§ **WHAT IS BEING ASKED**: With the images removed, repeat the data below exactly.

..............................

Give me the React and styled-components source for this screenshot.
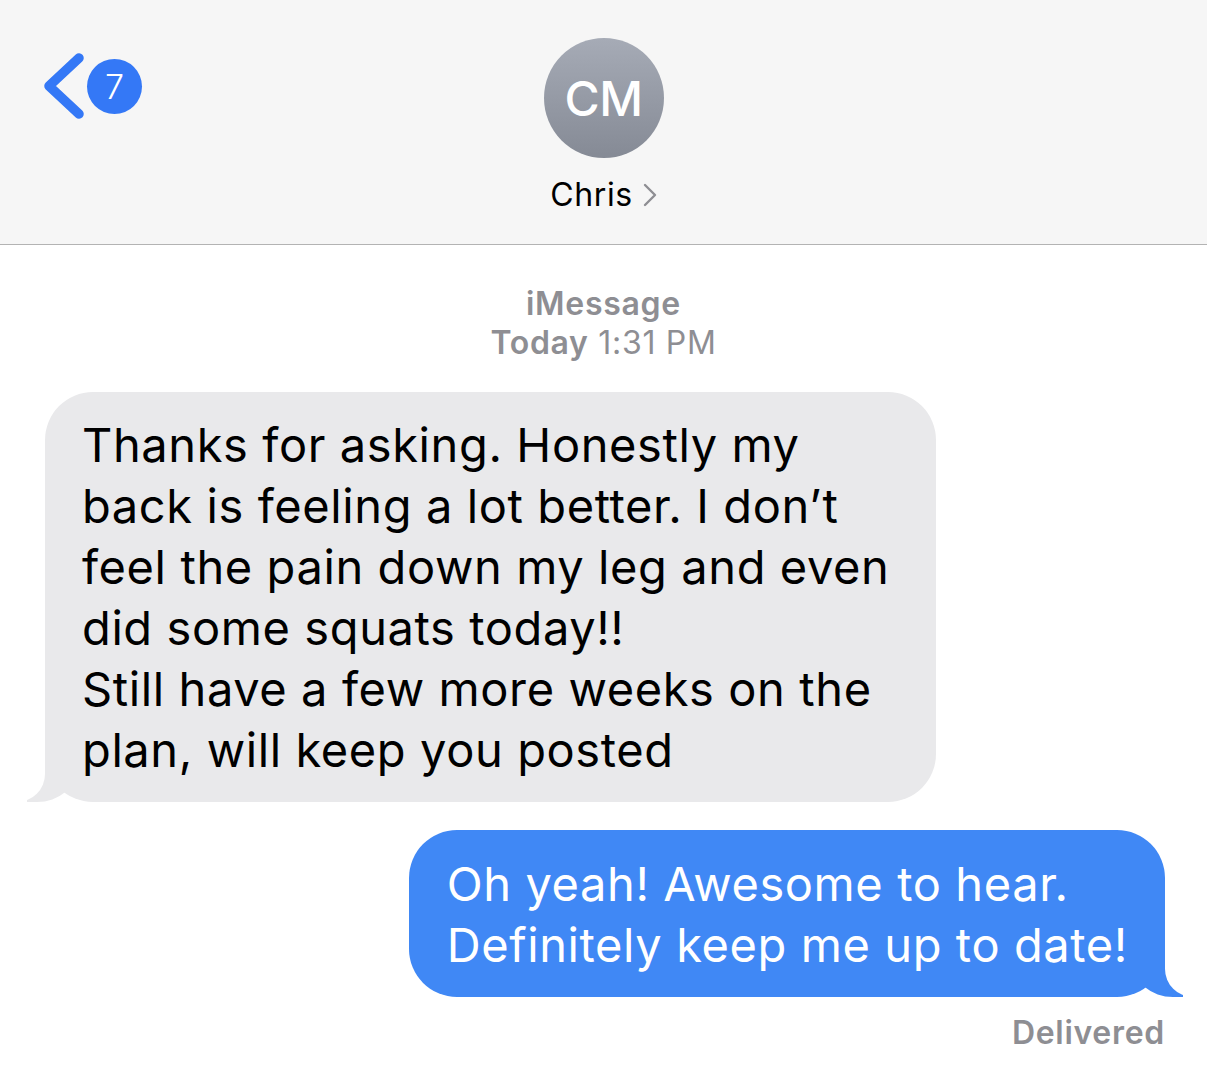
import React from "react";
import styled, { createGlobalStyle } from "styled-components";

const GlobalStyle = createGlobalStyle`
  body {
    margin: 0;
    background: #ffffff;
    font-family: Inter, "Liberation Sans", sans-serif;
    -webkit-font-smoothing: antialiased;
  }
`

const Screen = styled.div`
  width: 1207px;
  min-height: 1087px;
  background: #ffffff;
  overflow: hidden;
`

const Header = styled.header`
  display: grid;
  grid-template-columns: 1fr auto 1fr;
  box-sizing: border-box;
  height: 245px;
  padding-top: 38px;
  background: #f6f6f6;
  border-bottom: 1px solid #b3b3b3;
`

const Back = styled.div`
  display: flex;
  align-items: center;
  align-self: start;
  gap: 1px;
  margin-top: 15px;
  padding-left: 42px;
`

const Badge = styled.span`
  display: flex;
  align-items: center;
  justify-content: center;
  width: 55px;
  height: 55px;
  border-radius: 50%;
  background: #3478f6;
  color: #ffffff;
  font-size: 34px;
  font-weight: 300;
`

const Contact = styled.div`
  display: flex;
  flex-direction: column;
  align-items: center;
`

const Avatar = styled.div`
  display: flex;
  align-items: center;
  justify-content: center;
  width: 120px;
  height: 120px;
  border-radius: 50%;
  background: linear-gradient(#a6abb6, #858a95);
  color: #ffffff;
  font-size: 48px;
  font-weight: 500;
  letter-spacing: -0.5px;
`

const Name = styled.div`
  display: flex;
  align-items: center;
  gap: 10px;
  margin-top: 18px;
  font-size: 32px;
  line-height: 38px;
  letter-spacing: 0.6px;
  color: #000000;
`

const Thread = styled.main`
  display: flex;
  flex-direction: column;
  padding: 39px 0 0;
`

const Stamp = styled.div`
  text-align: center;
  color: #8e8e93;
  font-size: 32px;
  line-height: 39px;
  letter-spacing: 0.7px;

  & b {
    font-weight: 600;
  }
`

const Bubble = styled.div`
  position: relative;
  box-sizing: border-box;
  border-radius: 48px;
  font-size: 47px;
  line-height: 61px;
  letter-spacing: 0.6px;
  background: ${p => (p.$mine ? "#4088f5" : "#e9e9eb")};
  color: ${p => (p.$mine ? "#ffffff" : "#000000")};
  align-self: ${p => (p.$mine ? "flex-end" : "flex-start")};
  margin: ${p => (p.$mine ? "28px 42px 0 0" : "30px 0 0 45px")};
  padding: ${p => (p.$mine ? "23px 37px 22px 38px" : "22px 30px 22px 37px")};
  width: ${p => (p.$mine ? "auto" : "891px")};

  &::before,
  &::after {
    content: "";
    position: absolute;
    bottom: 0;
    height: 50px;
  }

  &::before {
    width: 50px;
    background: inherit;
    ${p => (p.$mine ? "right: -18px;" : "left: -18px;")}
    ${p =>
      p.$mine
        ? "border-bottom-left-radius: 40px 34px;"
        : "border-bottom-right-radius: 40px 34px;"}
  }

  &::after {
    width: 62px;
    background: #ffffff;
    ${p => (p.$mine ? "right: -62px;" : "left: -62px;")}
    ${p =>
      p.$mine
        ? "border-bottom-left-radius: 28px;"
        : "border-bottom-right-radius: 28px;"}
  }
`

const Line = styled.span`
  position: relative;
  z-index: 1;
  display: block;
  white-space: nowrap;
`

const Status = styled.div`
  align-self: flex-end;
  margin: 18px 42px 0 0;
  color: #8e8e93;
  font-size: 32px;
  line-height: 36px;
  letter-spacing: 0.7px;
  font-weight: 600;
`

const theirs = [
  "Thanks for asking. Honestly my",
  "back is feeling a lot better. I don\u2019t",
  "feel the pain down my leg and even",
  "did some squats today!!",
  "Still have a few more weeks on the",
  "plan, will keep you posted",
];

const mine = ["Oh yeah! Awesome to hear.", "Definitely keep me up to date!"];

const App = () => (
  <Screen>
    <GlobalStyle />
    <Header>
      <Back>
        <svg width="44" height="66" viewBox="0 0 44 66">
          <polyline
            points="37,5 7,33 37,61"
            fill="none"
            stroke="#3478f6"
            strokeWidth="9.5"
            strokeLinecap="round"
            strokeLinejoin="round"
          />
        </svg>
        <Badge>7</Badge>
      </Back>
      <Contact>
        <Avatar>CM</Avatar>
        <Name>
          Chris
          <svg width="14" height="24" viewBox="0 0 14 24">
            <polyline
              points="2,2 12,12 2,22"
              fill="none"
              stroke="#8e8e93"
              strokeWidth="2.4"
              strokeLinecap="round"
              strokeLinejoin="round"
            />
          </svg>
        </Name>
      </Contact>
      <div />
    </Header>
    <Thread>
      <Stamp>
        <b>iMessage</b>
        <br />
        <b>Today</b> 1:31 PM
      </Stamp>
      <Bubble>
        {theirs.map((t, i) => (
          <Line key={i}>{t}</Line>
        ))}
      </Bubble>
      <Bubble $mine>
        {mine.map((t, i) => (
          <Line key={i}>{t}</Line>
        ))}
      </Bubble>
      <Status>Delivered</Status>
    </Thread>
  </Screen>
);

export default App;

..............................

§ **WRITTEN REPLY**:
Give me the React and styled-components source for this screenshot.
import React from "react";
import styled, { createGlobalStyle } from "styled-components";

const GlobalStyle = createGlobalStyle`
  body {
    margin: 0;
    background: #ffffff;
    font-family: Inter, "Liberation Sans", sans-serif;
    -webkit-font-smoothing: antialiased;
  }
`

const Screen = styled.div`
  width: 1207px;
  min-height: 1087px;
  background: #ffffff;
  overflow: hidden;
`

const Header = styled.header`
  display: grid;
  grid-template-columns: 1fr auto 1fr;
  box-sizing: border-box;
  height: 245px;
  padding-top: 38px;
  background: #f6f6f6;
  border-bottom: 1px solid #b3b3b3;
`

const Back = styled.div`
  display: flex;
  align-items: center;
  align-self: start;
  gap: 1px;
  margin-top: 15px;
  padding-left: 42px;
`

const Badge = styled.span`
  display: flex;
  align-items: center;
  justify-content: center;
  width: 55px;
  height: 55px;
  border-radius: 50%;
  background: #3478f6;
  color: #ffffff;
  font-size: 34px;
  font-weight: 300;
`

const Contact = styled.div`
  display: flex;
  flex-direction: column;
  align-items: center;
`

const Avatar = styled.div`
  display: flex;
  align-items: center;
  justify-content: center;
  width: 120px;
  height: 120px;
  border-radius: 50%;
  background: linear-gradient(#a6abb6, #858a95);
  color: #ffffff;
  font-size: 48px;
  font-weight: 500;
  letter-spacing: -0.5px;
`

const Name = styled.div`
  display: flex;
  align-items: center;
  gap: 10px;
  margin-top: 18px;
  font-size: 32px;
  line-height: 38px;
  letter-spacing: 0.6px;
  color: #000000;
`

const Thread = styled.main`
  display: flex;
  flex-direction: column;
  padding: 39px 0 0;
`

const Stamp = styled.div`
  text-align: center;
  color: #8e8e93;
  font-size: 32px;
  line-height: 39px;
  letter-spacing: 0.7px;

  & b {
    font-weight: 600;
  }
`

const Bubble = styled.div`
  position: relative;
  box-sizing: border-box;
  border-radius: 48px;
  font-size: 47px;
  line-height: 61px;
  letter-spacing: 0.6px;
  background: ${p => (p.$mine ? "#4088f5" : "#e9e9eb")};
  color: ${p => (p.$mine ? "#ffffff" : "#000000")};
  align-self: ${p => (p.$mine ? "flex-end" : "flex-start")};
  margin: ${p => (p.$mine ? "28px 42px 0 0" : "30px 0 0 45px")};
  padding: ${p => (p.$mine ? "23px 37px 22px 38px" : "22px 30px 22px 37px")};
  width: ${p => (p.$mine ? "auto" : "891px")};

  &::before,
  &::after {
    content: "";
    position: absolute;
    bottom: 0;
    height: 50px;
  }

  &::before {
    width: 50px;
    background: inherit;
    ${p => (p.$mine ? "right: -18px;" : "left: -18px;")}
    ${p =>
      p.$mine
        ? "border-bottom-left-radius: 40px 34px;"
        : "border-bottom-right-radius: 40px 34px;"}
  }

  &::after {
    width: 62px;
    background: #ffffff;
    ${p => (p.$mine ? "right: -62px;" : "left: -62px;")}
    ${p =>
      p.$mine
        ? "border-bottom-left-radius: 28px;"
        : "border-bottom-right-radius: 28px;"}
  }
`

const Line = styled.span`
  position: relative;
  z-index: 1;
  display: block;
  white-space: nowrap;
`

const Status = styled.div`
  align-self: flex-end;
  margin: 18px 42px 0 0;
  color: #8e8e93;
  font-size: 32px;
  line-height: 36px;
  letter-spacing: 0.7px;
  font-weight: 600;
`

const theirs = [
  "Thanks for asking. Honestly my",
  "back is feeling a lot better. I don\u2019t",
  "feel the pain down my leg and even",
  "did some squats today!!",
  "Still have a few more weeks on the",
  "plan, will keep you posted",
];

const mine = ["Oh yeah! Awesome to hear.", "Definitely keep me up to date!"];

const App = () => (
  <Screen>
    <GlobalStyle />
    <Header>
      <Back>
        <svg width="44" height="66" viewBox="0 0 44 66">
          <polyline
            points="37,5 7,33 37,61"
            fill="none"
            stroke="#3478f6"
            strokeWidth="9.5"
            strokeLinecap="round"
            strokeLinejoin="round"
          />
        </svg>
        <Badge>7</Badge>
      </Back>
      <Contact>
        <Avatar>CM</Avatar>
        <Name>
          Chris
          <svg width="14" height="24" viewBox="0 0 14 24">
            <polyline
              points="2,2 12,12 2,22"
              fill="none"
              stroke="#8e8e93"
              strokeWidth="2.4"
              strokeLinecap="round"
              strokeLinejoin="round"
            />
          </svg>
        </Name>
      </Contact>
      <div />
    </Header>
    <Thread>
      <Stamp>
        <b>iMessage</b>
        <br />
        <b>Today</b> 1:31 PM
      </Stamp>
      <Bubble>
        {theirs.map((t, i) => (
          <Line key={i}>{t}</Line>
        ))}
      </Bubble>
      <Bubble $mine>
        {mine.map((t, i) => (
          <Line key={i}>{t}</Line>
        ))}
      </Bubble>
      <Status>Delivered</Status>
    </Thread>
  </Screen>
);

export default App;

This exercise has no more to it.